WICG / sanitizer-api

https://wicg.github.io/sanitizer-api/
Other
228 stars 31 forks source link

New WebIDL syntax with explicit name/namespace #181

Closed evilpie closed 7 months ago

evilpie commented 1 year ago

We have been working on a new syntax that doesn't involve any micro syntax for namespaces, but instead either supports just a string (with an implicit default namespace) or an object/dictionary with an explicit name and namespace.

dictionary ElementWithNamespace {
  required DOMString name;
  required DOMString _namespace;
}
typedef (DOMString or ElementWithNamespace) SanitizerElement;

enum Star {
  "*"
};
typedef (Star or sequence<SanitizerElement>) ElementsOrStar;

dictionary SanitizerAttribute {
  required DOMString name; // We aren't sure how to specify |any| attribute yet.
// maybe: optional bool defaultAttribute;
  DOMString? _namespace = null; // specifying null/undefined means "use the null namespace" 
  required ElementsOrStar elements;
}

dictionary SanitizerConfig {
  sequence<SanitizerElement> allowElements;
  sequence<SanitizerElement> blockElements;
  sequence<SanitizerElement> dropElements;
  sequence<SanitizerAttribute> allowAttributes;
  sequence<SanitizerAttribute> dropAttributes;
  // ....
}

1. Use case: Elements with no namespace (HTML)

{
  allowElements: [ "div", "em", "span", "i"],
}

2. Use case: Mixing elements from different namespaces

{
  allowElements: [ "div", "span", { name: "text", namespace:  "http://www.w3.org/2000/svg" }],
}

3. Use case: Attribute + elements

{
  allowAttributes: [{name: "title", elements: ["i", "b", "s", "u"]}]
}

4. Use case: Allow some attribute on any element (e.g. global attributes)

{
  allowAttributes: [{name: "title", elements: "*"}]
}

5. Use case: Allowing all attributes on a specific element

For this we aren't sure about the syntax.

{
  allowAttributes: [{name: "*", elements: ["span"]}],
  // or
  allowAttributes: [{defaultAttributes: true, elements: ["blah"]}) 
}

6. Use case: Non-null attribute namespace

{
  allowAttributes: [{name: "href", namespace: "http://www.w3.org/1999/xlink", 
     elements: [{ name: "text", namespace: "http://www.w3.org/2000/svg" }]
  }]
}
mozfreddyb commented 1 year ago

CC @annevk

domenic commented 1 year ago

Seems good, but consider using the canonical property names localName and namespaceURI instead of inventing new ones.

annevk commented 1 year ago

I think this is okay given that for MutationRecord we use attributeName and attributeNamespace.
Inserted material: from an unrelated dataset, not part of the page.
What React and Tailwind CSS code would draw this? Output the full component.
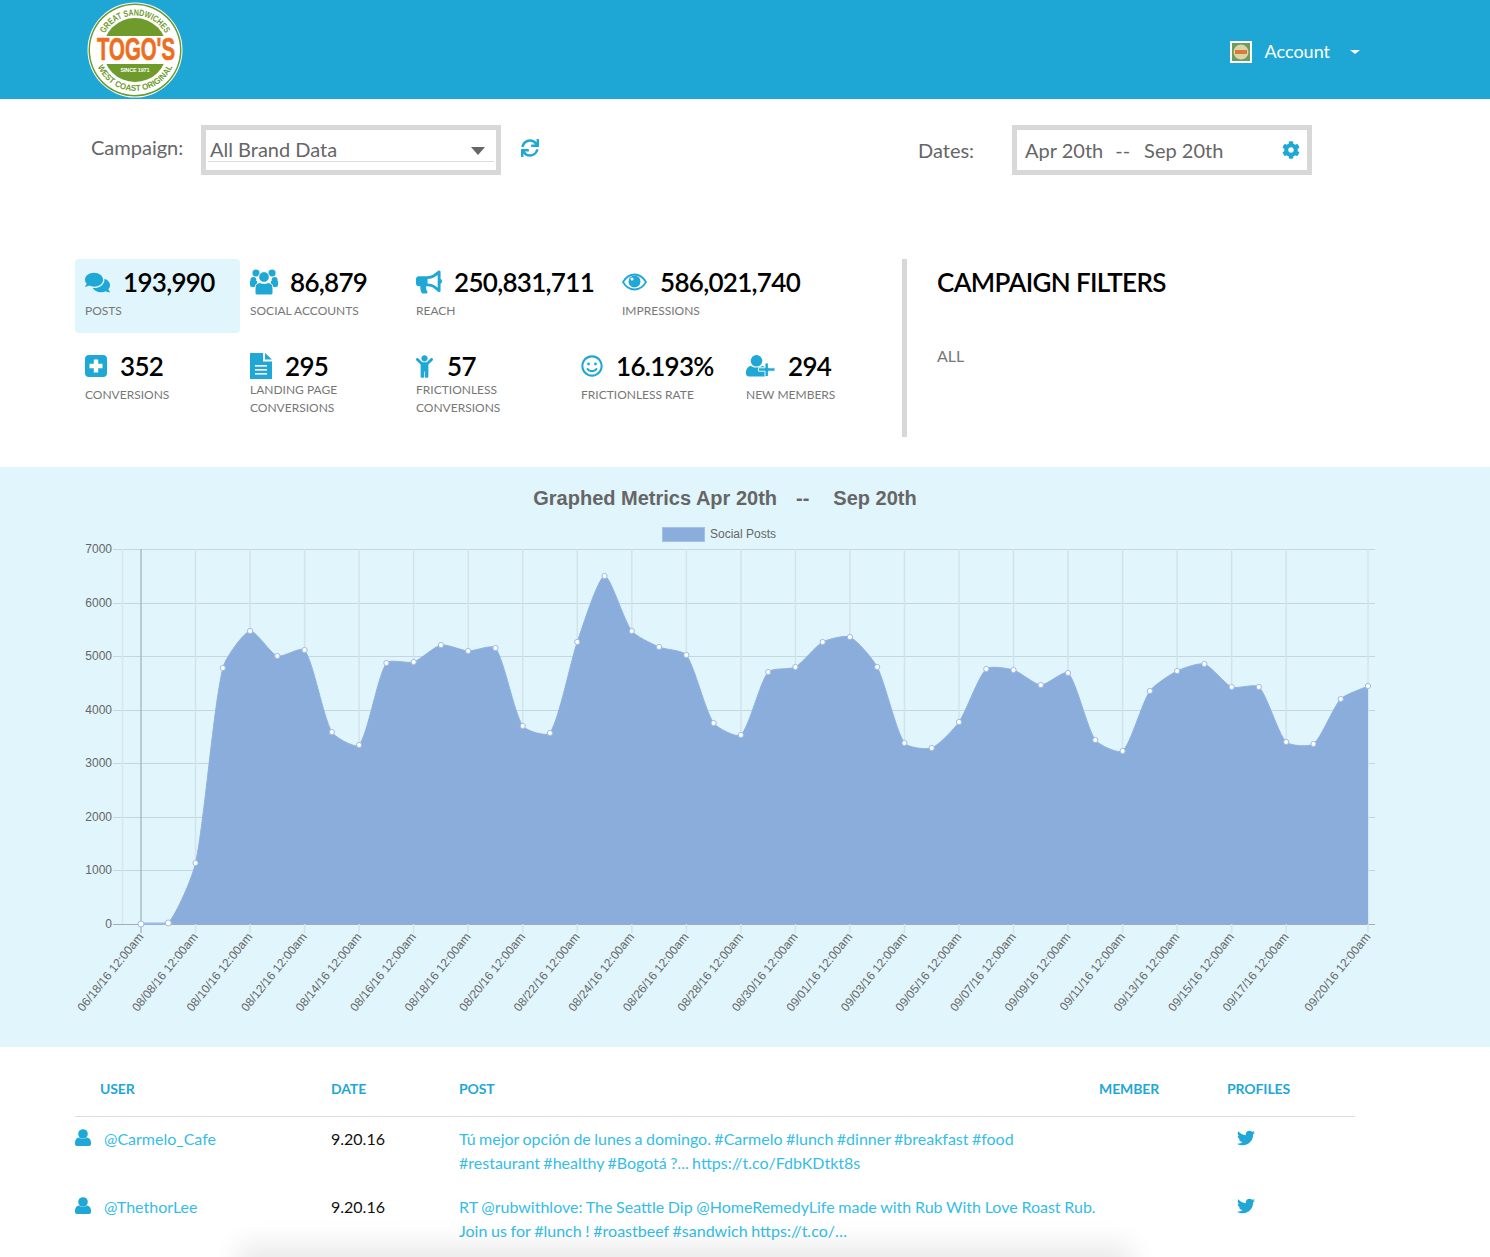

I'd even go so far as saying I'd favor sticking to "name" and "namespace" for new APIs, making it clearer that's what element and attribute identity is.


I don't see ElementName defined.

What's the reason for keeping attributes and elements separate?

evilpie commented 1 year ago

I don't see ElementName defined.

ElementName was supposed to be SanitizerElement. Frankly all the names are just something I quickly came up with, we should definitely spend some more time thinking about them before putting them in the spec.

mozfreddyb commented 1 year ago

What's the reason for keeping attributes and elements separate?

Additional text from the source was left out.